= DIRECTIONS FOR THIS TASK =
Copy every line that mentions the word "index".

= RECORDED DATA =
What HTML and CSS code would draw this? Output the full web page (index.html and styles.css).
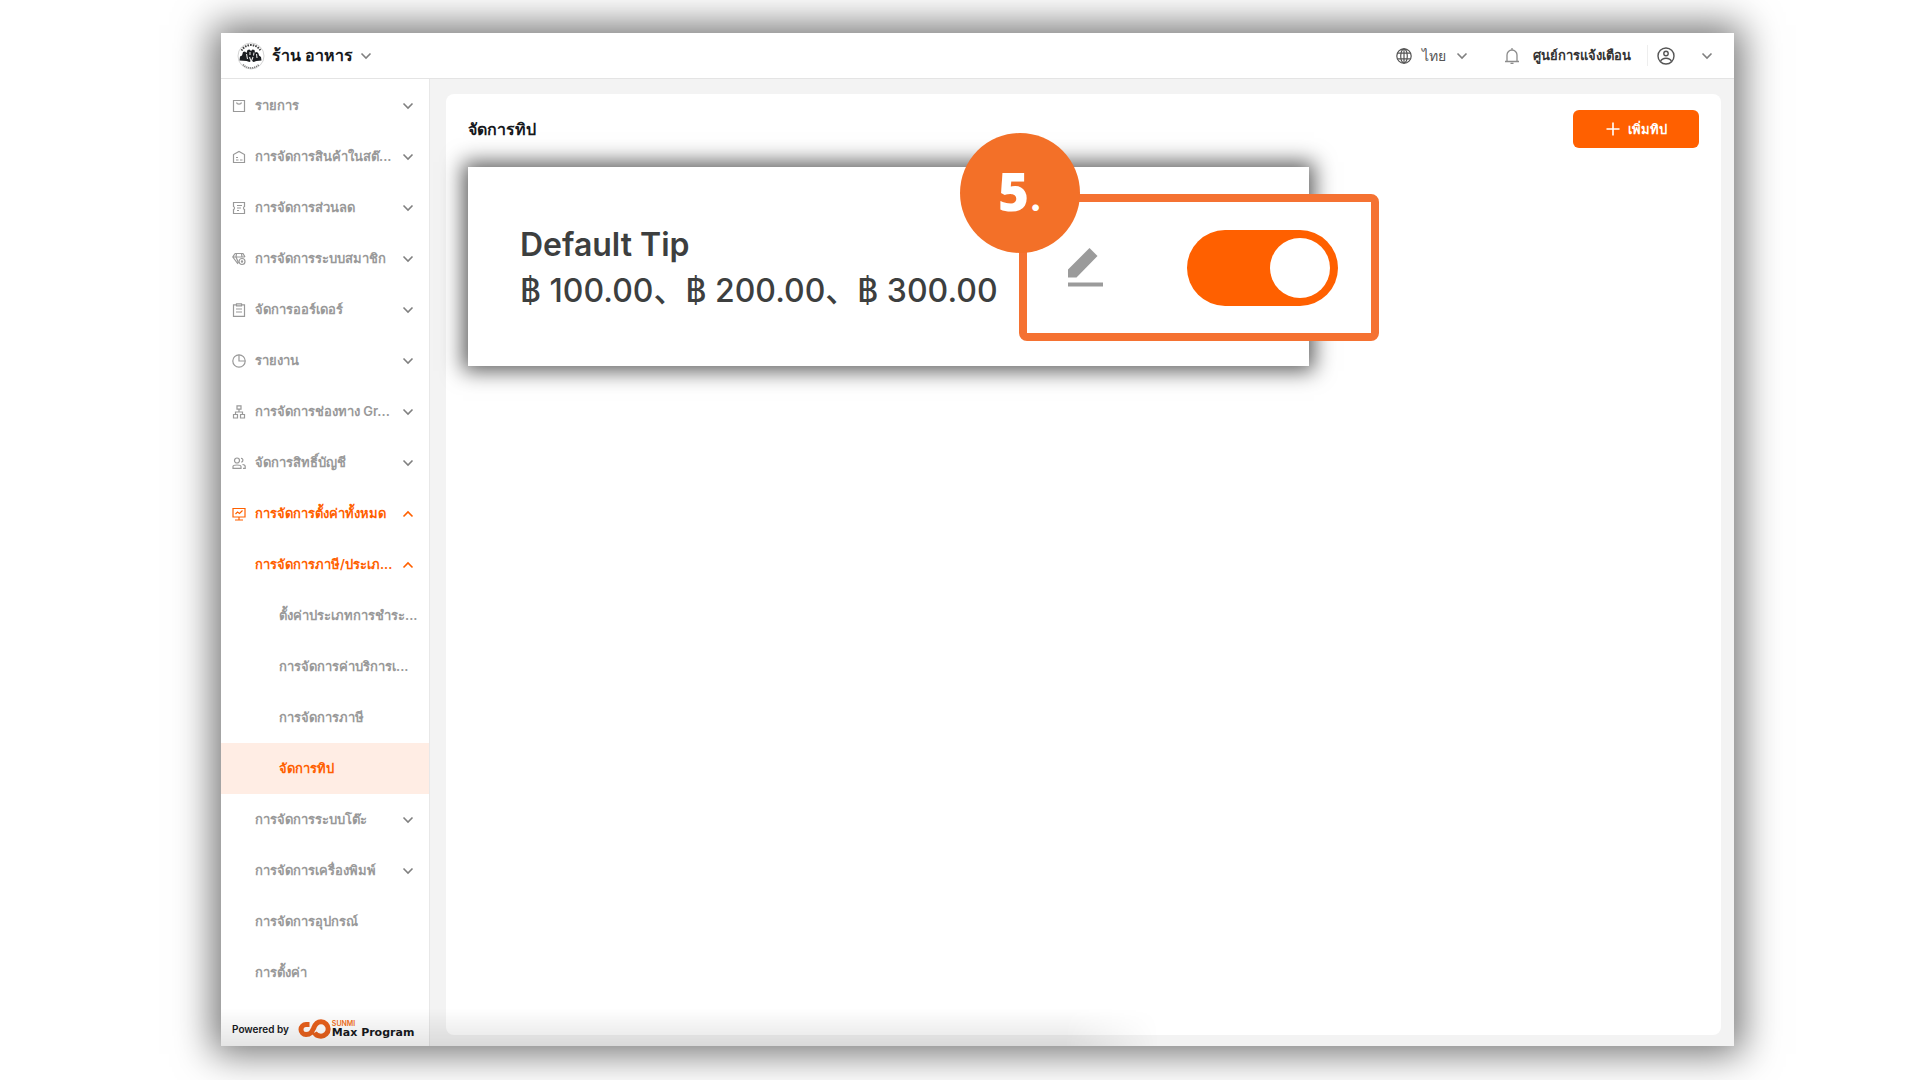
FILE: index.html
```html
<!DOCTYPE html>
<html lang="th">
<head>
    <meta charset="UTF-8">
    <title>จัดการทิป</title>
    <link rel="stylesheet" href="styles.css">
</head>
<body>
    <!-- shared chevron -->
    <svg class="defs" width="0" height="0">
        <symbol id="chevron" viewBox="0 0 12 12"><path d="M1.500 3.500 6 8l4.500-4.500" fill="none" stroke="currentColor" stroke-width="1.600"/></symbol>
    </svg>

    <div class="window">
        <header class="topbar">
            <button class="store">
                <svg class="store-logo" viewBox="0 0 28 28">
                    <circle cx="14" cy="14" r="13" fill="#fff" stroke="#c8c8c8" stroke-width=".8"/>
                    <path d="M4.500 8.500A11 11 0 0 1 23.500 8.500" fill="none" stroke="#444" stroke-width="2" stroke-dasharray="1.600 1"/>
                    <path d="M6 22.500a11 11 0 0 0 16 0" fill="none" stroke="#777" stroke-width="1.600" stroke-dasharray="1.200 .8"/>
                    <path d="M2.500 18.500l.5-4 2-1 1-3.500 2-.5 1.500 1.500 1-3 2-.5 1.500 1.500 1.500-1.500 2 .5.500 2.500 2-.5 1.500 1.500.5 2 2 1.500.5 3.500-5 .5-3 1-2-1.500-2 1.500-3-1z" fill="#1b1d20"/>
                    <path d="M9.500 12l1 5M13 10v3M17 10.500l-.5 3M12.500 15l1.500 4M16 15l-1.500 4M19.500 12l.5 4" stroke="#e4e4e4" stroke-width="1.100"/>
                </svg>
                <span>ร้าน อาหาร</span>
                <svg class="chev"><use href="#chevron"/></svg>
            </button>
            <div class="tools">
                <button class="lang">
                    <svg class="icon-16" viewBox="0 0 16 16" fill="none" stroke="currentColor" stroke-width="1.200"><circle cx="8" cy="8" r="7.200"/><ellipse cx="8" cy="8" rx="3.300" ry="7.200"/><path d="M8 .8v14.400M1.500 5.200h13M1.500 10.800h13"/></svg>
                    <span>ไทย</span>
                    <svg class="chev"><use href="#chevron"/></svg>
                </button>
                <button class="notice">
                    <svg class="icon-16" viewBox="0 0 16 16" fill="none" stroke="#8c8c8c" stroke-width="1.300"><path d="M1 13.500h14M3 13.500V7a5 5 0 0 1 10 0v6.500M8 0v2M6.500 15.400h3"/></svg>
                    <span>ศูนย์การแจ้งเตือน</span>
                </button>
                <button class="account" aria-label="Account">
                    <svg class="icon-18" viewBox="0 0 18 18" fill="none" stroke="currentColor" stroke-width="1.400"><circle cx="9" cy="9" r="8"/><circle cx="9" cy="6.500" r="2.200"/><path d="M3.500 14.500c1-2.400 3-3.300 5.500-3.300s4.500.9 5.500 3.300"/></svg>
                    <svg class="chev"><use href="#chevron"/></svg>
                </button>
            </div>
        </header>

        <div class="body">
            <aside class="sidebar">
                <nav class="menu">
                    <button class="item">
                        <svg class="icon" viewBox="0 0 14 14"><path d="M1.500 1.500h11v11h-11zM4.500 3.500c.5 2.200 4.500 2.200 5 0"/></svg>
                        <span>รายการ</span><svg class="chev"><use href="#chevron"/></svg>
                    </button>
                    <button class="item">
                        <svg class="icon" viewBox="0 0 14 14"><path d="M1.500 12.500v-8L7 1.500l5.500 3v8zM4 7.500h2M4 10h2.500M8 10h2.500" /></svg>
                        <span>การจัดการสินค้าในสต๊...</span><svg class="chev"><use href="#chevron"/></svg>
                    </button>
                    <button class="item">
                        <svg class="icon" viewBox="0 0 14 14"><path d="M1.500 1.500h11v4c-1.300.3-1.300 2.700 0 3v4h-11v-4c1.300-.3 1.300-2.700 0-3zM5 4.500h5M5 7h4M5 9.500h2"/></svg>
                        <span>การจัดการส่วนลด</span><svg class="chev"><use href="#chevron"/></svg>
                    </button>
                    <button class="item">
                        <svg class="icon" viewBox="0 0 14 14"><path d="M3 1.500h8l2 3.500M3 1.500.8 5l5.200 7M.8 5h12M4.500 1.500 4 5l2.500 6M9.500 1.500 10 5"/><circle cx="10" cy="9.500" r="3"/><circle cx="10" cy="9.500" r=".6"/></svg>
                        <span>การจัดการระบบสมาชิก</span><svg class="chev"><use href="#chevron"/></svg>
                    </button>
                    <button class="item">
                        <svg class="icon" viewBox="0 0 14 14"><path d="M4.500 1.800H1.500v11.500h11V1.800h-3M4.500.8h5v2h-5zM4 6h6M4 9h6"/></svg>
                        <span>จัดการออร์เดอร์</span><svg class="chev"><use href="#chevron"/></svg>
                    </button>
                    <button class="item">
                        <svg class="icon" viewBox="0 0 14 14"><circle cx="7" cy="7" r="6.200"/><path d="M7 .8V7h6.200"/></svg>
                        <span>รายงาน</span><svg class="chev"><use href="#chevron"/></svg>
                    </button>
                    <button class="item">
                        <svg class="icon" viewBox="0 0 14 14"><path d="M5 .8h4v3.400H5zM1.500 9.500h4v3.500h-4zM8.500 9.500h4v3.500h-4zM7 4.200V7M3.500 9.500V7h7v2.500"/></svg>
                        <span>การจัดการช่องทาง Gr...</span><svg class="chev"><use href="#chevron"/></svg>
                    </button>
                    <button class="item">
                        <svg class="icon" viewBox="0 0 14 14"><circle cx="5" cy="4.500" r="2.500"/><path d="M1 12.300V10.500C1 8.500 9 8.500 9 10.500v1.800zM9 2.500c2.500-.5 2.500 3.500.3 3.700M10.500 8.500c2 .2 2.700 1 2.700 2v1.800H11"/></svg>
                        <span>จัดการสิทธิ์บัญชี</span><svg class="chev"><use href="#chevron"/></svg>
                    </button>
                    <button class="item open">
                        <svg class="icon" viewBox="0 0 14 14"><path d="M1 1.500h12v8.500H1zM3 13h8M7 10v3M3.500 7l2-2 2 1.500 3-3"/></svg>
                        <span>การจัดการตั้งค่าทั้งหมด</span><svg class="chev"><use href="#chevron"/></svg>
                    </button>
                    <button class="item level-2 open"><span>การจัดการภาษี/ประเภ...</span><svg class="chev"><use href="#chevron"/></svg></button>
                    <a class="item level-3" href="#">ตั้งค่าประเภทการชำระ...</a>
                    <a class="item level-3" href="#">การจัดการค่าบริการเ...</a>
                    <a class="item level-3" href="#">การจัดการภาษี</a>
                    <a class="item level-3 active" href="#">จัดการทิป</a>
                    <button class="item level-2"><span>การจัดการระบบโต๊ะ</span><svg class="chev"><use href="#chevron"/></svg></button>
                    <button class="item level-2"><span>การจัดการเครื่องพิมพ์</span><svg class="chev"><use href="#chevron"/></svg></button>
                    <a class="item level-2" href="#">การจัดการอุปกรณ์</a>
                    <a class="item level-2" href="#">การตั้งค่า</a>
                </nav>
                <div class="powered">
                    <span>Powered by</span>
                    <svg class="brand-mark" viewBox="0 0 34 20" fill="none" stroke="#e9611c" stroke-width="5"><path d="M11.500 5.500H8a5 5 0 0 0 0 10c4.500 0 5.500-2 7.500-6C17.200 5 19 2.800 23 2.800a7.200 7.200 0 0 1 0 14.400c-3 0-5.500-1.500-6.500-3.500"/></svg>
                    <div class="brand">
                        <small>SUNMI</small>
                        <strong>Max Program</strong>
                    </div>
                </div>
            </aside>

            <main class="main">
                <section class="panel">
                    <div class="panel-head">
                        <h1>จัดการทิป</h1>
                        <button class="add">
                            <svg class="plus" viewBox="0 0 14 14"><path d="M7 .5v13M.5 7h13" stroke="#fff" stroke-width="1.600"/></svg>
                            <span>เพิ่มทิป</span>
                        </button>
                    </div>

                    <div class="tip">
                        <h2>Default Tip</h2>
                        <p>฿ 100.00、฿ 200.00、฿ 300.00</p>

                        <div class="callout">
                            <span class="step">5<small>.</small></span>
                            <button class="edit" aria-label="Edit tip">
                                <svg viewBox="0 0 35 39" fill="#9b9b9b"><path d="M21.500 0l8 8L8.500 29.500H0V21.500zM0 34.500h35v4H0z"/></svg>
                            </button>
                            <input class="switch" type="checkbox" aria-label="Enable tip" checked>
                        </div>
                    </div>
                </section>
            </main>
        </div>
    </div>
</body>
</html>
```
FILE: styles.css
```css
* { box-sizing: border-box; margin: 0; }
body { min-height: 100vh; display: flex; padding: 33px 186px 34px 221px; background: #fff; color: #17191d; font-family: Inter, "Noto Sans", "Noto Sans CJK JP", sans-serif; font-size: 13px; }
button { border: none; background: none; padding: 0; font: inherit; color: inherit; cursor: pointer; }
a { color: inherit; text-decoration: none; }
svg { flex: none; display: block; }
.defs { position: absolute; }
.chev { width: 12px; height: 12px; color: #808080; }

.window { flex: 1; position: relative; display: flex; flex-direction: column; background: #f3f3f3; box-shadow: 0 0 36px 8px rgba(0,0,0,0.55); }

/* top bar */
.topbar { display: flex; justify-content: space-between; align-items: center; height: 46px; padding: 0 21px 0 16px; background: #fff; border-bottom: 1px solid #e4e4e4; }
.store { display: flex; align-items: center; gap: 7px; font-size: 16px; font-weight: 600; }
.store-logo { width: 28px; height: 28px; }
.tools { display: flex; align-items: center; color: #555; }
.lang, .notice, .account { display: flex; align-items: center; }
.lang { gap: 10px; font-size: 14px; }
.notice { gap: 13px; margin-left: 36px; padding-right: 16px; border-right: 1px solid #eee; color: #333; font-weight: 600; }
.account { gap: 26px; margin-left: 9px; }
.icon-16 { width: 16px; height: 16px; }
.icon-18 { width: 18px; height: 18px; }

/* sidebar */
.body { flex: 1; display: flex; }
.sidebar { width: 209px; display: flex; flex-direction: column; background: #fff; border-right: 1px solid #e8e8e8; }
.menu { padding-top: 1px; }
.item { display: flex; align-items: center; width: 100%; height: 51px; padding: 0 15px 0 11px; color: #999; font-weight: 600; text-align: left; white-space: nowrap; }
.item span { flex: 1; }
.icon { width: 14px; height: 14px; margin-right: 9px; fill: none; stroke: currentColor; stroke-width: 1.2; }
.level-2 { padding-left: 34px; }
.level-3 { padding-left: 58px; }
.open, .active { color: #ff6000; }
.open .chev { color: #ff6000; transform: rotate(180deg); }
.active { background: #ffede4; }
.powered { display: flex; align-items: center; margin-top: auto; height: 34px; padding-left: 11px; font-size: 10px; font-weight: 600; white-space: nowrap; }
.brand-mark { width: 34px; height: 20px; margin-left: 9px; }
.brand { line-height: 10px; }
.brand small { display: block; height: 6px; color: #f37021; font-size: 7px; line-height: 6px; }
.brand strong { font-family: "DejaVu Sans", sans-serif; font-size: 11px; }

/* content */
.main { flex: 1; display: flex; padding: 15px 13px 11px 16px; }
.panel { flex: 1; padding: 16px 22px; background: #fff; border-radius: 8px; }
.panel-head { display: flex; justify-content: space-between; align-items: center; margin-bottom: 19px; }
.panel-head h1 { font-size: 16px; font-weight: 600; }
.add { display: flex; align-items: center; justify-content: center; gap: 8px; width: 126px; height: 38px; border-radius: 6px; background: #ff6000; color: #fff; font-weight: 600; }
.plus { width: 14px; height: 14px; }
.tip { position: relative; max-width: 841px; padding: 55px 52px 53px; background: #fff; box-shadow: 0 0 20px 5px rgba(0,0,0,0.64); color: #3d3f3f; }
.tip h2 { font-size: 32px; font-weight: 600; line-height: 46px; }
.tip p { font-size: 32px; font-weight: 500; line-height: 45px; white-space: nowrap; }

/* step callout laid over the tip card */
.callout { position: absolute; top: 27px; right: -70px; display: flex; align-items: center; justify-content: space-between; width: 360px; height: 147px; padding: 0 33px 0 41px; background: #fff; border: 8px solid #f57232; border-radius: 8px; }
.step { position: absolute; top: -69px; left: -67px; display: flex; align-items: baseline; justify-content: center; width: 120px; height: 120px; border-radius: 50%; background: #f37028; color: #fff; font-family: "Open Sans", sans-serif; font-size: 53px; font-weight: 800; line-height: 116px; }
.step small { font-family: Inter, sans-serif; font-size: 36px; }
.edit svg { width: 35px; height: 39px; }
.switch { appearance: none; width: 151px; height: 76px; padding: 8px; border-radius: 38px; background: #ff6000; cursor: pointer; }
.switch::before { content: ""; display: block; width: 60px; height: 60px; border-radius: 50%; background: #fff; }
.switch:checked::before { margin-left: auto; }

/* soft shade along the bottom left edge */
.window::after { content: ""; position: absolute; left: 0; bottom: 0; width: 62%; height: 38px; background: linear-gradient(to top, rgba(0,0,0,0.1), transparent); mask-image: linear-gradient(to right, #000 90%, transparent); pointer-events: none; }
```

= EXERCISE SOLUTION =
What HTML and CSS code would draw this? Output the full web page (index.html and styles.css).
FILE: index.html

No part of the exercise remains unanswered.